En reprenant aux mots près ceux d’Agnès Buzyn à son arrivée avenue de Ségur, le nouveau ministre de la Santé semble bégayer une saison de la série L’hôpital en enfer. Ce professionnel reconnu dans le champ de la médecine d’urgence a été envoyé au front des urgences hospitalières. La commande a été claire : gérer la crise de la porte d’entrée de l’hôpital. En début d’un quinquennat difficile, ce marronnier estival depuis des décennies ne doit pas enflammer les esprits et les Unes. Souhaitons que les 41 propositions du rapport Braun, immédiatement validées, aident à passer l’été.
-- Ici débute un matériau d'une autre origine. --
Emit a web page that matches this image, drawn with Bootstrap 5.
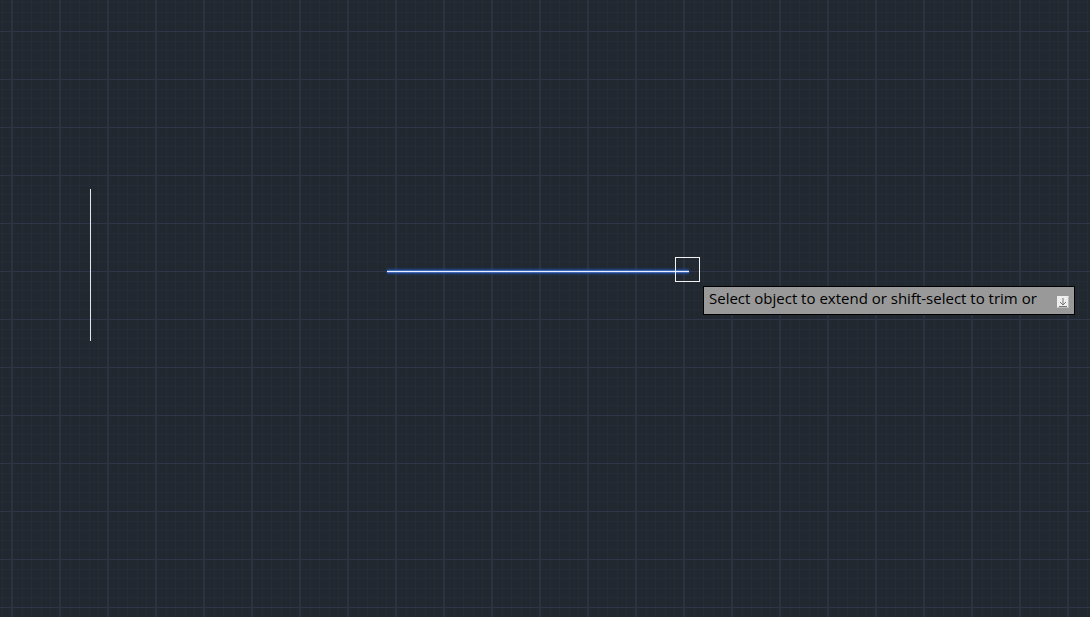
<!DOCTYPE html>
<html lang="en">
<head>
<meta charset="utf-8">
<meta name="viewport" content="width=device-width, initial-scale=1">
<title>Drawing – Extend</title>
<link href="https://cdn.jsdelivr.net/npm/bootstrap@5.3.0/dist/css/bootstrap.min.css" rel="stylesheet">
<style>
  body { background: #212830; font-family: "Open Sans", "Noto Sans", sans-serif; }
  .drawing { background: #212830; }
  .prompt {
    left: 703px; top: 286px; width: 372px; height: 29px;
    padding: 0 5px; background: #999; border: 1px solid #000;
    color: #000; font-size: 15px; font-weight: 370; line-height: 23px;
  }
  .options { width: 12px; height: 12px; margin-top: 9px; }
</style>
</head>
<body>
<main class="drawing position-relative vh-100 overflow-hidden">
  <svg class="d-block w-100 h-100" role="img" aria-label="Model space">
    <defs>
      <pattern id="grid" x="12" y="31" width="48" height="48" patternUnits="userSpaceOnUse">
        <path d="M10 0h1v48h-1zM19 0h1v48h-1zM29 0h1v48h-1zM38 0h1v48h-1zM0 10h48v1H0zM0 19h48v1H0zM0 29h48v1H0zM0 38h48v1H0z" fill="#252c37"/>
        <path d="M0 0h1v48h-1z" fill="#2b3244"/>
        <path d="M0 0h48v1H0z" fill="#2f364a"/>
        <path d="M47 0h1v48h-1z" fill="#2a3141"/>
      </pattern>
      <filter id="glow" x="380" y="260" width="320" height="22" filterUnits="userSpaceOnUse">
        <feGaussianBlur stdDeviation="1"/>
      </filter>
    </defs>
    <rect width="100%" height="100%" fill="url(#grid)"/>
    <path d="M90 189h1v152h-1z" fill="#e4e6e8"/>
    <path d="M387 269h302v5H387z" fill="#22468c" filter="url(#glow)"/>
    <path d="M387 270h302v3H387z" fill="#3f68b8"/>
    <path d="M387 271h302v1H387z" fill="#e8f0ff"/>
    <rect x="675.5" y="257.5" width="24" height="24" fill="none" stroke="#f2f2f2"/>
  </svg>
  <div class="prompt position-absolute d-flex align-items-start justify-content-between text-nowrap" role="status">
    <span>Select object to extend or shift-select to trim or</span>
    <button class="options btn p-0 border-0 rounded-0 d-flex" type="button" aria-label="Options">
      <svg width="12" height="12" viewBox="0 0 12 12" aria-hidden="true">
        <path d="M0 0h12v12H0z" fill="#eee"/>
        <path d="M.5 11.5h11V.5" fill="none" stroke="#bbb"/>
        <path d="M6 2v7M3 6l3 3 3-3M2 10.500h8" fill="none" stroke="#777"/>
      </svg>
    </button>
  </div>
</main>
<script src="https://cdn.jsdelivr.net/npm/bootstrap@5.3.0/dist/js/bootstrap.bundle.min.js"></script>
</body>
</html>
Mais il est inquiétant de ne faire figurer aucune évocation, même allusive, à ce qui est la cause première de l’engorgement des urgences : le désengagement de la médecine libérale de la permanence des soins.
Plus important encore, le choix de prioriser la gestion de crise des urgences hospitalières pour entrer dans le sujet hospitalier le réduit à un trompe-l’œil. Il permet d’ignorer l’essentiel : la crise de gestion de l’hôpital dans son ensemble. Car le mal est terrible. Ce que de trop nombreux intervenants résument en un « manque de lits d’aval » dessine une institution au bout du rouleau. L’hôpital est gangréné par une administration technocratique, anémié par le désenchantement des soignants, dispersés en même temps que les équipes médico-soignantes qui en ont fondé la valeur ajoutée. Les échanges du Ségur de la santé ont souvent été explicites sur l’impérieuse nécessité de refonder les responsabilités, assurer les financements et redonner aux équipes stabilité, envie et reconnaissance.
Voilà donc un nouveau ministre de la Santé et… de la prévention. Sans remettre en cause le professionnel, on peut s’interroger sur sa capacité à porter rapidement les indispensables mutations de la médecine libérale liées à l’Assurance maladie, les mutations de l’hôpital soumis à la technostructure et aux cabinets de conseil, à porter la prévention qui reste trop souvent incantatoire, à soutenir et promouvoir la santé publique en temps de pandémie d’aujourd’hui et de crises de demain.